The Detroit Free Press
Feb. 16, 1896, P. 16.
From Nikola Tesla — He Writes about his experiments in electrical healing
Some weeks ago this journal published an interesting article concerning electrical oscillations as observed by the eminent scientist, Nikola Tesla. So much interest was shown in the subject that Mr. Tesla was appealed to directly and in response to that appeal he sends to The Detroit Free Press this open letter:
Nos. 46 & 48 E. Houston Street
New York, February 10, 1896
During the past few weeks I have received so many letters concerning the same subject that it was entirely beyond my power to answer all of them individually. In view of this I hope that I shall be excused for the delay, which I must regret, in acknowledging the receipt, and also for addressing this general communication in answer to all inquiries.
The many pressing demands which have been made upon me in consequence of exaggerated statements of the journals have painfully impressed me with the fact that there are a great many sufferers, and furthermore that nothing finds a more powerful echo than a promise held out to improve the condition of the unfortunate ones.
The members of the medical fraternity are naturally more deeply interested in the task of relieving the suffering from their pain, and, as might be expected, a great many communications have been addressed to me by physicians. To these chiefly this brief statement of the actual facts is addressed.
Some journals have confounded the physiological effects of electrical oscillations with those of mechanical vibrations, this being probably due to the circumstance that a few years ago I brought to the attention of the scientific men some novel methods and apparatus for the production of electrical oscillations which, I learn, are now largely used in some modification or other in electrotherapeutic treatment and otherwise. To dispel this erroneous idea I wish to state that the effects of purely mechanical vibrations, which I have more recently observed, have nothing to do with the former.
Mechanical vibrations have often been employed locally with pronounced results in the treatment of diseases, but it seems that the effects I refer to have either not been noted at all, or if so, only to a small degree, evidently because of the insufficiency of the means which have eventually been employed in the investigations.
While experimenting with a novel contrivance, constituting in its simplest form a vibrating mechanical system, in which from the nature of the construction the applied force is always in resonance with the natural period, I frequently exposed my body to continued mechanical vibrations. As the elastic force can be made as large as desired, and the applied force used be very small, great weights, half a dozen persons, for instance, may be vibrated with great rapidity by a comparatively small apparatus.

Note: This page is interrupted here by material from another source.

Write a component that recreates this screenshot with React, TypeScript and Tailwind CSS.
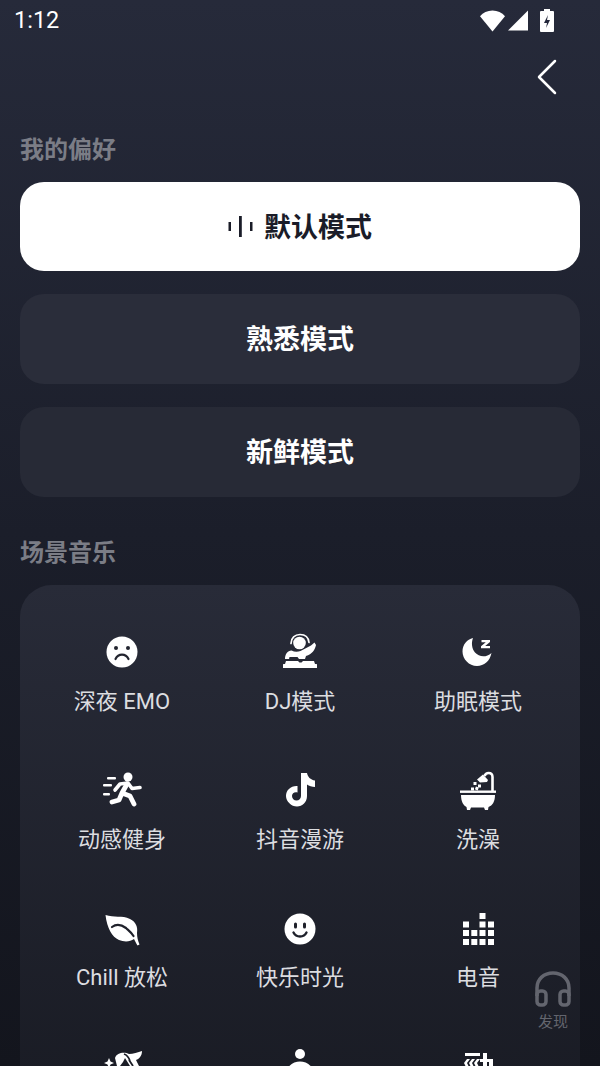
import type { ReactNode } from "react";

const cjk = "font-['Roboto','Noto_Sans_CJK_SC',sans-serif]";

function Sad() {
  return (
    <svg width="44" height="44" viewBox="0 0 44 44">
      <circle cx="22" cy="22" r="15.500" fill="#fff" />
      <circle cx="16" cy="18" r="2" fill="#22242f" />
      <circle cx="28" cy="18" r="2" fill="#22242f" />
      <path d="M15.500 29c1.500-3 4-4.300 6.500-4.300s5 1.300 6.500 4.300" fill="none" stroke="#22242f" strokeWidth="2.200" strokeLinecap="round" />
    </svg>
  );
}

function Dj() {
  return (
    <svg width="44" height="44" viewBox="0 0 44 44" fill="#fff">
      <path d="M13 13.500C13 8 17 4.500 22 4.500s8.500 3 9 8" fill="none" stroke="#fff" strokeWidth="1.700" strokeLinecap="round" />
      <circle cx="21.500" cy="13" r="6.300" />
      <path d="M7 29c0-5 2.500-8 6.500-8.500 3 1.500 6 1.500 9 .5L33 15.500l3.500-3 1.500 2.500c-1 5-4 9-10 11l-1 3h-6l-1.500-2h-8l-.5 2z" />
      <path d="M8 31h12l1.500 1.500h2L25 31h11l1 3H7z" />
      <rect x="5" y="34" width="34" height="4" rx=".5" />
    </svg>
  );
}

function Moon() {
  return (
    <svg width="44" height="44" viewBox="0 0 44 44" fill="#fff">
      <path d="M17 8C15 13 16 19 19 22.500 23 27 30 28 35.500 23 34 31 28 36 21 36 13 36 6.500 29 6.500 21.500 6.500 14.500 11 9.500 17 8z" />
      <path d="M25.500 10h8.500v2l-4.800 4h4.800v2.300h-9v-2l4.800-4h-4.300z" />
    </svg>
  );
}

function Runner() {
  return (
    <svg width="44" height="44" viewBox="0 0 44 44" fill="#fff">
      <circle cx="28" cy="9" r="4.500" />
      <path d="M15 22l5-6 8-1 4 5.500 8-1" fill="none" stroke="#fff" strokeWidth="3.600" strokeLinecap="round" strokeLinejoin="round" />
      <path d="M27 16l-5 9 8 3 4 8M22 25l-3 7-7 2" fill="none" stroke="#fff" strokeWidth="4.800" strokeLinecap="round" strokeLinejoin="round" />
      <rect x="7" y="9" width="9" height="2.500" rx="1" />
      <rect x="3" y="16" width="9" height="2.500" rx="1" />
      <rect x="3" y="25" width="7" height="2.500" rx="1" />
    </svg>
  );
}

function Tiktok() {
  return (
    <svg width="44" height="44" viewBox="0 0 44 44" fill="#fff">
      <path d="M23 5h6c.5 3.500 3.500 7 8 7.500V19c-3 0-6-1-8-2.500v11.500c0 6-4.500 10.500-10 10.500S8 33.500 8 28c0-6 5-10.500 11.500-10v6.500c-3-1-5.500 1-5.500 3.500 0 2.500 2 4.500 4.500 4.500S23 30.500 23 28z" />
    </svg>
  );
}

function Bath() {
  return (
    <svg width="44" height="44" viewBox="0 0 44 44" fill="#fff">
      <path d="M36.500 23V9c0-2.800-1.500-4-3.800-4-2 0-3.500 1-4.200 3" fill="none" stroke="#fff" strokeWidth="2.600" />
      <path d="M21 11.500l6-5 5 5.500-1 2-7 .5z" />
      <rect x="22" y="16.500" width="3" height="3" />
      <rect x="17.500" y="14" width="3" height="3" />
      <rect x="19.500" y="19" width="3" height="3" transform="rotate(20 21 20)" />
      <rect x="15" y="19.500" width="3" height="3" />
      <rect x="4" y="22.500" width="36" height="2.400" />
      <path d="M5 27h34c0 6.500-2.500 10.500-6.500 12l-.5 3h-3l-1-2.500H15L14 42h-3l-.5-3C7.500 37.500 5 33.500 5 27z" />
    </svg>
  );
}

function Leaf() {
  return (
    <svg width="44" height="44" viewBox="0 0 44 44">
      <path d="M5.500 9C14 12 22 9 30 13c6 3 8 8 7 14 0 4 1 8 2.500 11.500l-2 1c-1.500-2.500-2.500-4.500-3.500-6.500-4 3-10 3-15 1C12 31 7 22 5.500 9z" fill="#fff" />
      <path d="M12 21c5-4 10-2 14 1 2 2 5 4 7.500 8" fill="none" stroke="#1f212b" strokeWidth="2.200" strokeLinecap="round" />
    </svg>
  );
}

function Smile() {
  return (
    <svg width="44" height="44" viewBox="0 0 44 44">
      <circle cx="22" cy="23" r="15.500" fill="#fff" />
      <rect x="16" y="16.500" width="3" height="6" rx="1.500" fill="#1f212b" />
      <rect x="25" y="16.500" width="3" height="6" rx="1.500" fill="#1f212b" />
      <path d="M15.500 26.500c1.500 3 4 4 6.500 4s5-1 6.500-4" fill="none" stroke="#1f212b" strokeWidth="2.400" strokeLinecap="round" />
    </svg>
  );
}

function Equalizer() {
  const cells: [number, number][] = [
    [23.500, 7],
    [7, 15.500], [23.500, 15.500], [32, 15.500],
    [7, 24], [15.300, 24], [23.500, 24], [32, 24],
    [7, 33], [15.300, 33], [23.500, 33], [32, 33],
  ];
  return (
    <svg width="44" height="44" viewBox="0 0 44 44" fill="#fff">
      {cells.map(([x, y]) => (
        <rect key={`${x}-${y}`} x={x} y={y} width="6" height="6" />
      ))}
    </svg>
  );
}

function Fairy() {
  return (
    <svg width="44" height="44" viewBox="0 0 44 44">
      <path d="M9 14l1.500 3.500L14 19l-3.500 1.500L9 24l-1.500-3.500L4 19l3.500-1.500z" fill="#fff" />
      <path d="M15 14c2-6 10-6 14-4 4 0 9-2 13-3 0 5-3 8-6 9l3 6H30l-5-8-2 4-3 4h-3z" fill="#fff" />
      <path d="M24 10c3 1 5 4 6 7M29 16l4 6" fill="none" stroke="#1c1e27" strokeWidth="1.800" />
    </svg>
  );
}

function Person() {
  return (
    <svg width="44" height="44" viewBox="0 0 44 44" fill="#fff">
      <circle cx="22" cy="10" r="5" />
      <path d="M8 30c1-9 8-12.500 14-12.500S35 21 36 30z" />
    </svg>
  );
}

function Blend() {
  return (
    <svg width="44" height="44" viewBox="0 0 44 44" fill="#fff">
      <rect x="9" y="9" width="15" height="3" />
      <path d="M11 15h3l-3 4 2 4h-3l-2-4zM16 15h3l-3 4 2 4h-3l-2-4zM21 15h3l-3 4 2 4h-3l-2-4z" />
      <path d="M27 9h4v6h6v16h-4V18h-2v12h-4V18h-3v-3h3z" />
    </svg>
  );
}

function Cell({ icon, label }: { icon: ReactNode; label: string }) {
  return (
    <div className="flex h-[138px] flex-col items-center">
      {icon}
      <span className="mt-[13px] h-[30px] text-[22px] leading-[30px] text-[#dcdde0] whitespace-nowrap">{label}</span>
    </div>
  );
}

export default function App() {
  return (
    <div className={`relative h-[1066px] w-[600px] overflow-hidden bg-gradient-to-b from-[#262a3a] via-[#1b1e2a] via-50% to-[#13151d] ${cjk}`}>
      {/* status bar */}
      <div className="flex h-[37px] items-center justify-between pl-[14px] pr-[46px] pt-[4px] text-white">
        <span className="text-[23.500px] leading-none">1:12</span>
        <div className="flex items-center">
          <svg width="25" height="24" viewBox="0 0 24 22" fill="#fff">
            <path d="M12 21L0 6.500C3 3 7 1 12 1s9 2 12 5.500z" />
          </svg>
          <svg width="20" height="23" viewBox="0 0 20 22" fill="#fff" className="ml-[3px]">
            <path d="M20 1v20H0z" />
          </svg>
          <svg width="14" height="25" viewBox="0 0 14 23" className="ml-[12px]">
            <path d="M4 0h6v2h3a1 1 0 0 1 1 1v19a1 1 0 0 1-1 1H1a1 1 0 0 1-1-1V3a1 1 0 0 1 1-1h3z" fill="#fff" />
            <path d="M8 6l-4 8h3l-1 5 4-8H7z" fill="#22263a" />
          </svg>
        </div>
      </div>

      {/* back */}
      <div className="flex h-[97px] justify-end pr-[43px]">
        <svg width="20" height="36" viewBox="0 0 20 36" className="mt-[22px]" fill="none" stroke="#fff" strokeWidth="2.500" strokeLinecap="round" strokeLinejoin="round">
          <path d="M18 2L2 18l16 16" />
        </svg>
      </div>

      <div className="px-[20px]">
        <h2 className="text-[24px] font-bold leading-[32px] text-[#7b7d86]">我的偏好</h2>
        <div className="mt-[16px] flex flex-col gap-[23px]">
          <button className="flex h-[89px] w-full items-center justify-center gap-[11px] rounded-[24px] bg-white text-[#1a1c28]">
            <svg width="25" height="24" viewBox="0 0 25 24" fill="#1a1c28">
              <rect x="0.500" y="7" width="2.500" height="9" />
              <rect x="11" y="1" width="2.800" height="21" />
              <rect x="22" y="7" width="2.500" height="9" />
            </svg>
            <span className="pt-[3px] text-[27px] font-bold leading-none">默认模式</span>
          </button>
          <button className="flex h-[90px] w-full items-center justify-center rounded-[24px] bg-[#2a2d3a] text-white">
            <span className="pt-[3px] text-[27px] font-bold leading-none">熟悉模式</span>
          </button>
          <button className="flex h-[90px] w-full items-center justify-center rounded-[24px] bg-[#272a36] text-white">
            <span className="pt-[3px] text-[27px] font-bold leading-none">新鲜模式</span>
          </button>
        </div>

        <h2 className="mt-[40px] text-[24px] font-bold leading-[32px] text-[#7b7d86]">场景音乐</h2>
        <div className="mt-[16px] h-[600px] rounded-[32px] bg-gradient-to-b from-[#282b38] to-[#171921] pt-[45px]">
          <div className="grid grid-cols-3 px-[13px]">
            <Cell icon={<Sad />} label="深夜 EMO" />
            <Cell icon={<Dj />} label="DJ模式" />
            <Cell icon={<Moon />} label="助眠模式" />
            <Cell icon={<Runner />} label="动感健身" />
            <Cell icon={<Tiktok />} label="抖音漫游" />
            <Cell icon={<Bath />} label="洗澡" />
            <Cell icon={<Leaf />} label="Chill 放松" />
            <Cell icon={<Smile />} label="快乐时光" />
            <Cell icon={<Equalizer />} label="电音" />
            <Cell icon={<Fairy />} label="" />
            <Cell icon={<Person />} label="" />
            <Cell icon={<Blend />} label="" />
          </div>
        </div>
      </div>

      {/* floating discover */}
      <div className="absolute left-[524px] top-[970px] flex w-[58px] flex-col items-center">
        <svg width="38" height="38" viewBox="0 0 38 38" fill="none" stroke="#63656e" strokeWidth="3.500">
          <path d="M3 26v-8C3 9 10 3 19 3s16 6 16 15v8" />
          <rect x="3" y="21" width="9" height="14" rx="3.500" />
          <rect x="26" y="21" width="9" height="14" rx="3.500" />
        </svg>
        <span className="mt-[4px] text-[15px] leading-[20px] text-[#63656e]">发现</span>
      </div>
    </div>
  );
}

I observed that such intense mechanical vibrations produce remarkable physiological effects. They affect powerfully the condition of the stomach, undoubtedly promoting the process of digestion and relieving the feeling of distress, often experienced in consequence of the imperfect function of the organs concerned in the process. They have a strong influence upon the liver, causing it to discharge freely, similarly to an application of a cathartic. They also seem to affect the glandular system, notably in the limbs; also the kidneys and bladder, and more or less influence the whole body. When applied for a longer period they produce a feeling of immense fatigue, so that a profound sleep is induced.
The excessive tiring of the body is generally accompanied by nervous relaxation, but there seems to be besides a specific action on the nerves.
These observations, though incomplete, are, in my own limited judgment, nevertheless positive and unmistakable, and in view of this and of the importance of further investigation of the subject by competent men I prepared about a year ago a machine with suitable adjustments for varying the frequency and amplitude of the vibrations, intending to give it to some medical faculty for investigation. This machine, together with other apparatus, was unfortunately destroyed by fire a year ago, but will be reconstructed as soon as possible.
In making the above statements I wish to disconnect myself with the extraordinary opinions expressed in some journals which I have never authorized and which, though they may have been made with good intent, cannot fail to be hurtful by giving rise to visionary expectations.